*Dataset section*:
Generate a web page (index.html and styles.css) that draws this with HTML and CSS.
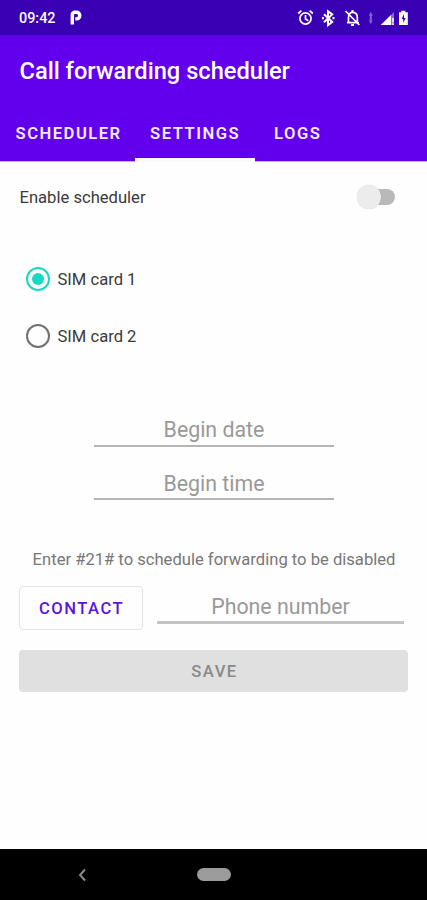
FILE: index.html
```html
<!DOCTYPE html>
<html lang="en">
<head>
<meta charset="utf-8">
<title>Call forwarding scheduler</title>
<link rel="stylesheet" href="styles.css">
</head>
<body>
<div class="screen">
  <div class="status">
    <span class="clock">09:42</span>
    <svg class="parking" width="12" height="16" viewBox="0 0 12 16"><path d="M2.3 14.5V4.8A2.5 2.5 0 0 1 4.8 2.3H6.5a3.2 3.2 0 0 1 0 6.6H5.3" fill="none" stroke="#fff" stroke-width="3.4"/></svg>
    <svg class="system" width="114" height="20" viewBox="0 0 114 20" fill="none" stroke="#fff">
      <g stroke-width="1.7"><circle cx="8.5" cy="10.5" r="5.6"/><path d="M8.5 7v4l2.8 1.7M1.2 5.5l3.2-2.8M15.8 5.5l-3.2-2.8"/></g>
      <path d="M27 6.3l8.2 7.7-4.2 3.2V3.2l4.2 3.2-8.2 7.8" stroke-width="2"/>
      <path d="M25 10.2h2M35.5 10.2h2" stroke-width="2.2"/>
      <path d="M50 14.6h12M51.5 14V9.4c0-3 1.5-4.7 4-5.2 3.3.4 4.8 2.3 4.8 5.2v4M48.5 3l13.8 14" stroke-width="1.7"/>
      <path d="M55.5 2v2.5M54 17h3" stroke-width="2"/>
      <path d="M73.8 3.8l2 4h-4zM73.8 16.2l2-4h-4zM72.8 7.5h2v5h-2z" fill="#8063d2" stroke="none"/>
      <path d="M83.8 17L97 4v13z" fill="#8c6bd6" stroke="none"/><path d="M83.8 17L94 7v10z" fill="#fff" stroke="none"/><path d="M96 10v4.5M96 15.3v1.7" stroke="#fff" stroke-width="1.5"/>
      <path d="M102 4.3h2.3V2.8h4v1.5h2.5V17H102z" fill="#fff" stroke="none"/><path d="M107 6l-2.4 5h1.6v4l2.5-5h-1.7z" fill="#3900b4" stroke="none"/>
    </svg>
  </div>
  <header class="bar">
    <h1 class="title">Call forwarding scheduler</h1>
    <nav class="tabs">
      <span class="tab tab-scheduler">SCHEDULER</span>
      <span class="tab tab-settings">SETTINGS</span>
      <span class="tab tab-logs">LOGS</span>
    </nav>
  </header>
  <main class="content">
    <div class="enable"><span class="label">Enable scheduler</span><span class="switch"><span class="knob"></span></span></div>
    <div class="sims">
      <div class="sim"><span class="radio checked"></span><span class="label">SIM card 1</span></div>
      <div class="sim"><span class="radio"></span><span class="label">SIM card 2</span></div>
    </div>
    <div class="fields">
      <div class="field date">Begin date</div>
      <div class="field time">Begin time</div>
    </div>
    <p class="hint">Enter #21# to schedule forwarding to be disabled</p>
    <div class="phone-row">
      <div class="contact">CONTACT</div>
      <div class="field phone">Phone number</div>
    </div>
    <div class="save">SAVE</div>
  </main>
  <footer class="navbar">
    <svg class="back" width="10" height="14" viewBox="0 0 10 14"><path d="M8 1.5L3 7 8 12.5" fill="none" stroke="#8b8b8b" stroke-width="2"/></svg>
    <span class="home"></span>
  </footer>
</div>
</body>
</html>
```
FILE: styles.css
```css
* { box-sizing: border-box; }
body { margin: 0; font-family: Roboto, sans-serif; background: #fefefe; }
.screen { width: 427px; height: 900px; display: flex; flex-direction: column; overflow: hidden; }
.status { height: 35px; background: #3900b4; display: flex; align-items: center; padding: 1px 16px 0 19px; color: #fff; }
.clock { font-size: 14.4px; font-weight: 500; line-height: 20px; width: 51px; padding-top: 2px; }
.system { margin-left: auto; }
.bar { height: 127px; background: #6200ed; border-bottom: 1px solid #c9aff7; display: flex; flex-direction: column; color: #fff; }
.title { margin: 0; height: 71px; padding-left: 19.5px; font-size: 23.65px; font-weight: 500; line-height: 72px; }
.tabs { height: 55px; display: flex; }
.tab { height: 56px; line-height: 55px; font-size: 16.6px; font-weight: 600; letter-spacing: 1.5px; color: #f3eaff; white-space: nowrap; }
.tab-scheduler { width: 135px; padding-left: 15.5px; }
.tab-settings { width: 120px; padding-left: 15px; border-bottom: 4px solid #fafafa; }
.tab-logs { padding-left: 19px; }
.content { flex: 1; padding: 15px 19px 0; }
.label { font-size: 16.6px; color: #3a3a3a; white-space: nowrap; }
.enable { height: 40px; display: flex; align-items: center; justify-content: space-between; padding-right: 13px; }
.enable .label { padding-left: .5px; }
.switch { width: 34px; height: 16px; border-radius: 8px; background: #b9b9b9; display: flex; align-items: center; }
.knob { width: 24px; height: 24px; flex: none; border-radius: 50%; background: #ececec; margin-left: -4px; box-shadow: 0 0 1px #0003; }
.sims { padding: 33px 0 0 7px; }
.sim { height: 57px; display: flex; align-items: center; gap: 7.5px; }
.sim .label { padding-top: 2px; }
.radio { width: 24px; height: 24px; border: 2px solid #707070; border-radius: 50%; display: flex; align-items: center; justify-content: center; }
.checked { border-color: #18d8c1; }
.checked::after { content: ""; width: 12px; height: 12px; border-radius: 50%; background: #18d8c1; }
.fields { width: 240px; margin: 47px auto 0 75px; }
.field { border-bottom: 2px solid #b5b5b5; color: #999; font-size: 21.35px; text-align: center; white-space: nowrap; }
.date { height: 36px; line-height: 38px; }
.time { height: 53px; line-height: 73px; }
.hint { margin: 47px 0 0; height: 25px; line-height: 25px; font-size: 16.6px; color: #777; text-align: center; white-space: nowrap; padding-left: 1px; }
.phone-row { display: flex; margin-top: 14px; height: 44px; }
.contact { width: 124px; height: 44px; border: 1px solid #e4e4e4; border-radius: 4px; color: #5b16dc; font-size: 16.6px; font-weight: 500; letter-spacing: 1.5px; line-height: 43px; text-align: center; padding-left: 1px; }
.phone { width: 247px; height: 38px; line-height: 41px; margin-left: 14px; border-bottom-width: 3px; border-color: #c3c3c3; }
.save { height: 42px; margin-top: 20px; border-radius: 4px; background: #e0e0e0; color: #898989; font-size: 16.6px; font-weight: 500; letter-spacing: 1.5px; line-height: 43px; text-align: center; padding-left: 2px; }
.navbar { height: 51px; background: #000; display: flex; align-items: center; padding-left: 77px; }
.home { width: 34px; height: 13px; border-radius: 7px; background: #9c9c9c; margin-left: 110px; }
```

*Set task*: Take the listing above and restate it word for word, without its pictures.

*The output*:
Generate a web page (index.html and styles.css) that draws this with HTML and CSS.
FILE: index.html
```html
<!DOCTYPE html>
<html lang="en">
<head>
<meta charset="utf-8">
<title>Call forwarding scheduler</title>
<link rel="stylesheet" href="styles.css">
</head>
<body>
<div class="screen">
  <div class="status">
    <span class="clock">09:42</span>
    <svg class="parking" width="12" height="16" viewBox="0 0 12 16"><path d="M2.3 14.5V4.8A2.5 2.5 0 0 1 4.8 2.3H6.5a3.2 3.2 0 0 1 0 6.6H5.3" fill="none" stroke="#fff" stroke-width="3.4"/></svg>
    <svg class="system" width="114" height="20" viewBox="0 0 114 20" fill="none" stroke="#fff">
      <g stroke-width="1.7"><circle cx="8.5" cy="10.5" r="5.6"/><path d="M8.5 7v4l2.8 1.7M1.2 5.5l3.2-2.8M15.8 5.5l-3.2-2.8"/></g>
      <path d="M27 6.3l8.2 7.7-4.2 3.2V3.2l4.2 3.2-8.2 7.8" stroke-width="2"/>
      <path d="M25 10.2h2M35.5 10.2h2" stroke-width="2.2"/>
      <path d="M50 14.6h12M51.5 14V9.4c0-3 1.5-4.7 4-5.2 3.3.4 4.8 2.3 4.8 5.2v4M48.5 3l13.8 14" stroke-width="1.7"/>
      <path d="M55.5 2v2.5M54 17h3" stroke-width="2"/>
      <path d="M73.8 3.8l2 4h-4zM73.8 16.2l2-4h-4zM72.8 7.5h2v5h-2z" fill="#8063d2" stroke="none"/>
      <path d="M83.8 17L97 4v13z" fill="#8c6bd6" stroke="none"/><path d="M83.8 17L94 7v10z" fill="#fff" stroke="none"/><path d="M96 10v4.5M96 15.3v1.7" stroke="#fff" stroke-width="1.5"/>
      <path d="M102 4.3h2.3V2.8h4v1.5h2.5V17H102z" fill="#fff" stroke="none"/><path d="M107 6l-2.4 5h1.6v4l2.5-5h-1.7z" fill="#3900b4" stroke="none"/>
    </svg>
  </div>
  <header class="bar">
    <h1 class="title">Call forwarding scheduler</h1>
    <nav class="tabs">
      <span class="tab tab-scheduler">SCHEDULER</span>
      <span class="tab tab-settings">SETTINGS</span>
      <span class="tab tab-logs">LOGS</span>
    </nav>
  </header>
  <main class="content">
    <div class="enable"><span class="label">Enable scheduler</span><span class="switch"><span class="knob"></span></span></div>
    <div class="sims">
      <div class="sim"><span class="radio checked"></span><span class="label">SIM card 1</span></div>
      <div class="sim"><span class="radio"></span><span class="label">SIM card 2</span></div>
    </div>
    <div class="fields">
      <div class="field date">Begin date</div>
      <div class="field time">Begin time</div>
    </div>
    <p class="hint">Enter #21# to schedule forwarding to be disabled</p>
    <div class="phone-row">
      <div class="contact">CONTACT</div>
      <div class="field phone">Phone number</div>
    </div>
    <div class="save">SAVE</div>
  </main>
  <footer class="navbar">
    <svg class="back" width="10" height="14" viewBox="0 0 10 14"><path d="M8 1.5L3 7 8 12.5" fill="none" stroke="#8b8b8b" stroke-width="2"/></svg>
    <span class="home"></span>
  </footer>
</div>
</body>
</html>
```
FILE: styles.css
```css
* { box-sizing: border-box; }
body { margin: 0; font-family: Roboto, sans-serif; background: #fefefe; }
.screen { width: 427px; height: 900px; display: flex; flex-direction: column; overflow: hidden; }
.status { height: 35px; background: #3900b4; display: flex; align-items: center; padding: 1px 16px 0 19px; color: #fff; }
.clock { font-size: 14.4px; font-weight: 500; line-height: 20px; width: 51px; padding-top: 2px; }
.system { margin-left: auto; }
.bar { height: 127px; background: #6200ed; border-bottom: 1px solid #c9aff7; display: flex; flex-direction: column; color: #fff; }
.title { margin: 0; height: 71px; padding-left: 19.5px; font-size: 23.65px; font-weight: 500; line-height: 72px; }
.tabs { height: 55px; display: flex; }
.tab { height: 56px; line-height: 55px; font-size: 16.6px; font-weight: 600; letter-spacing: 1.5px; color: #f3eaff; white-space: nowrap; }
.tab-scheduler { width: 135px; padding-left: 15.5px; }
.tab-settings { width: 120px; padding-left: 15px; border-bottom: 4px solid #fafafa; }
.tab-logs { padding-left: 19px; }
.content { flex: 1; padding: 15px 19px 0; }
.label { font-size: 16.6px; color: #3a3a3a; white-space: nowrap; }
.enable { height: 40px; display: flex; align-items: center; justify-content: space-between; padding-right: 13px; }
.enable .label { padding-left: .5px; }
.switch { width: 34px; height: 16px; border-radius: 8px; background: #b9b9b9; display: flex; align-items: center; }
.knob { width: 24px; height: 24px; flex: none; border-radius: 50%; background: #ececec; margin-left: -4px; box-shadow: 0 0 1px #0003; }
.sims { padding: 33px 0 0 7px; }
.sim { height: 57px; display: flex; align-items: center; gap: 7.5px; }
.sim .label { padding-top: 2px; }
.radio { width: 24px; height: 24px; border: 2px solid #707070; border-radius: 50%; display: flex; align-items: center; justify-content: center; }
.checked { border-color: #18d8c1; }
.checked::after { content: ""; width: 12px; height: 12px; border-radius: 50%; background: #18d8c1; }
.fields { width: 240px; margin: 47px auto 0 75px; }
.field { border-bottom: 2px solid #b5b5b5; color: #999; font-size: 21.35px; text-align: center; white-space: nowrap; }
.date { height: 36px; line-height: 38px; }
.time { height: 53px; line-height: 73px; }
.hint { margin: 47px 0 0; height: 25px; line-height: 25px; font-size: 16.6px; color: #777; text-align: center; white-space: nowrap; padding-left: 1px; }
.phone-row { display: flex; margin-top: 14px; height: 44px; }
.contact { width: 124px; height: 44px; border: 1px solid #e4e4e4; border-radius: 4px; color: #5b16dc; font-size: 16.6px; font-weight: 500; letter-spacing: 1.5px; line-height: 43px; text-align: center; padding-left: 1px; }
.phone { width: 247px; height: 38px; line-height: 41px; margin-left: 14px; border-bottom-width: 3px; border-color: #c3c3c3; }
.save { height: 42px; margin-top: 20px; border-radius: 4px; background: #e0e0e0; color: #898989; font-size: 16.6px; font-weight: 500; letter-spacing: 1.5px; line-height: 43px; text-align: center; padding-left: 2px; }
.navbar { height: 51px; background: #000; display: flex; align-items: center; padding-left: 77px; }
.home { width: 34px; height: 13px; border-radius: 7px; background: #9c9c9c; margin-left: 110px; }
```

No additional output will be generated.